New Article Discusses Methodologies for Ethnography of Environmental Governance

Offices of The Nature Conservancy’s Amazon Conservation Program in Belém, Pará in 2018. Photo by Gregory Thaler.

Offices of The Nature Conservancy’s Amazon Conservation Program in Belém, Pará in 2018. Photo by Gregory Thaler.

Ethnography provides essential insights for understanding environmental governance, helping to illuminate the everyday practices and rationalities of environmental regulation and decision-making. In a new article published in Geoforum, BNRGI co-director Prof. Gregory Thaler discusses three methodological approaches for ethnography of environmental governance: place-based ethnography, institutional ethnography, and organizational ethnography. These approaches are distinguished by how they define the ‘field’ where the ethnographer works, and each approach implies a different set of research practices and enables different kinds of insights into environmental governance.

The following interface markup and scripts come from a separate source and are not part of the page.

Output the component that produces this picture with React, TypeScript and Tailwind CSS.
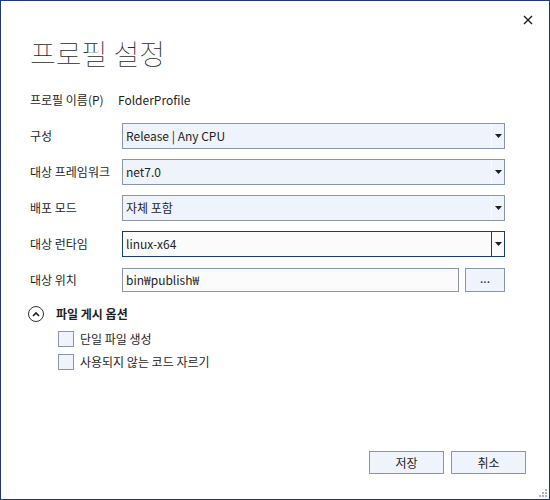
import React from 'react';

const font = { fontFamily: '"Noto Sans CJK KR", "Noto Sans", sans-serif' };

const Arrow = () => (
    <svg width="7" height="4" viewBox="0 0 7 4"><path d="M0 0h7L3.5 4z" fill="#1e1e1e" /></svg>
);

const Select = ({ value, focused }: { value: string; focused?: boolean }) => (
    <div className={`flex h-[26px] flex-1 items-stretch border ${focused ? 'border-[#1b3a73] bg-[#fbfbfb]' : 'border-[#8a95a7] bg-[#eff3fb]'}`}>
        <div className="flex flex-1 items-center pl-[3px] text-[12px] text-[#1e1e1e]">{value}</div>
        <div className={`flex w-[13px] items-center justify-center border-l ${focused ? 'border-[#1b3a73]' : 'border-[#fbfcfe]'}`}>
            <Arrow />
        </div>
    </div>
);

const Row = ({ label, children }: { label: string; children: React.ReactNode }) => (
    <div className="flex h-[36px] items-center">
        <div className="w-[92px] text-[12px] text-[#1e1e1e]">{label}</div>
        {children}
    </div>
);

const Check = ({ label }: { label: string }) => (
    <div className="flex h-[23px] items-center">
        <div className="h-[16px] w-[16px] border border-[#8a95a7] bg-[#eff3fb]" />
        <span className="ml-[6px] text-[12px] text-[#1e1e1e]">{label}</span>
    </div>
);

export default function App() {
    return (
        <div style={font} className="relative flex h-[500px] w-[550px] flex-col border border-[#1b3a73] bg-white pl-[29px] pr-[44px]">
            <button className="absolute right-[16px] top-[14px] text-[#1e1e1e]">
                <svg width="10" height="10" viewBox="0 0 10 10"><path d="M1 1l8 8M9 1l-8 8" stroke="#1e1e1e" strokeWidth="1.4" /></svg>
            </button>

            <h1 className="mt-[34px] text-[28px] font-thin leading-[36px] text-[#2a2a2a]">프로필 설정</h1>

            <div className="mt-[17px] flex h-[24px] items-center text-[12px] text-[#1e1e1e]">
                <span className="w-[88px]">프로필 이름(P)</span>
                <span>FolderProfile</span>
            </div>

            <div className="mt-[6px] flex flex-col">
                <Row label="구성"><Select value="Release | Any CPU" /></Row>
                <Row label="대상 프레임워크"><Select value="net7.0" /></Row>
                <Row label="배포 모드"><Select value="자체 포함" /></Row>
                <Row label="대상 런타임"><Select value="linux-x64" focused /></Row>
                <Row label="대상 위치">
                    <div className="flex h-[24px] flex-1 items-center border border-[#8a95a7] bg-[#fbfbfb] pl-[3px] text-[12px] text-[#1e1e1e]">bin₩publish₩</div>
                    <button className="ml-[6px] flex h-[24px] w-[40px] items-center justify-center border border-[#8a95a7] bg-[#eff3fb] pb-[4px] text-[12px] text-[#1e1e1e]">...</button>
                </Row>
            </div>

            <div className="ml-[-2px] mt-[6px] flex h-[20px] items-center">
                <div className="flex h-[16px] w-[16px] items-center justify-center rounded-full border border-[#333]">
                    <svg width="8" height="6" viewBox="0 0 8 6"><path d="M1 5l3-3 3 3" stroke="#1e1e1e" strokeWidth="1.6" fill="none" /></svg>
                </div>
                <span className="ml-[12px] text-[12px] font-bold text-[#1e1e1e]">파일 게시 옵션</span>
            </div>

            <div className="mt-[3px] flex flex-col pl-[28px]">
                <Check label="단일 파일 생성" />
                <Check label="사용되지 않는 코드 자르기" />
            </div>

            <div className="mt-auto mb-[25px] mr-[-21px] flex justify-end gap-[7px]">
                <button className="h-[23px] w-[75px] border border-[#8a95a7] bg-[#eff3fb] text-[12px] text-[#1e1e1e]">저장</button>
                <button className="h-[23px] w-[75px] border border-[#8a95a7] bg-[#eff3fb] text-[12px] text-[#1e1e1e]">취소</button>
            </div>

            <svg className="absolute bottom-[2px] right-[2px]" width="10" height="10" viewBox="0 0 10 10" fill="#a7b0c2">
                <rect x="8" y="2" width="2" height="2" />
                <rect x="5" y="5" width="2" height="2" />
                <rect x="8" y="5" width="2" height="2" />
                <rect x="2" y="8" width="2" height="2" />
                <rect x="5" y="8" width="2" height="2" />
                <rect x="8" y="8" width="2" height="2" />
            </svg>
        </div>
    );
}
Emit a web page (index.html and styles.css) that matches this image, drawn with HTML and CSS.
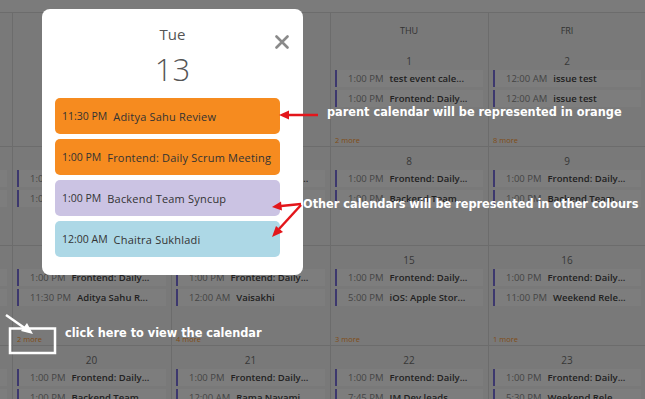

Organizational ethnography is a particularly promising research strategy, since it can provide a unique perspective on the internal workings of powerful actors in environmental politics. Prof. Thaler draws on his experience conducting a transnational organizational ethnography of the tropical forest conservation programs of The Nature Conservancy, an environmental non-governmental organization, to illustrate practicalities, pitfalls, and benefits of an organizational approach. His research reveals how transformations in the NGO sector related to internationalization, financial shifts, and scientific debates have helped drive the rise of market-based environmental policy and ‘sustainable development’ discourse in global environmental governance.

Ethnographic methods have been a focus of recent discussion within BNRGI, and this new publication contributes to the continued refinement of our understanding of the role of ethnography for studying, informing, and contesting environmental governance.

Reference:

Thaler, Gregory M. (2021) “Ethnography of Environmental Governance: Towards an Organizational Approach.Geoforum 120: 122-131.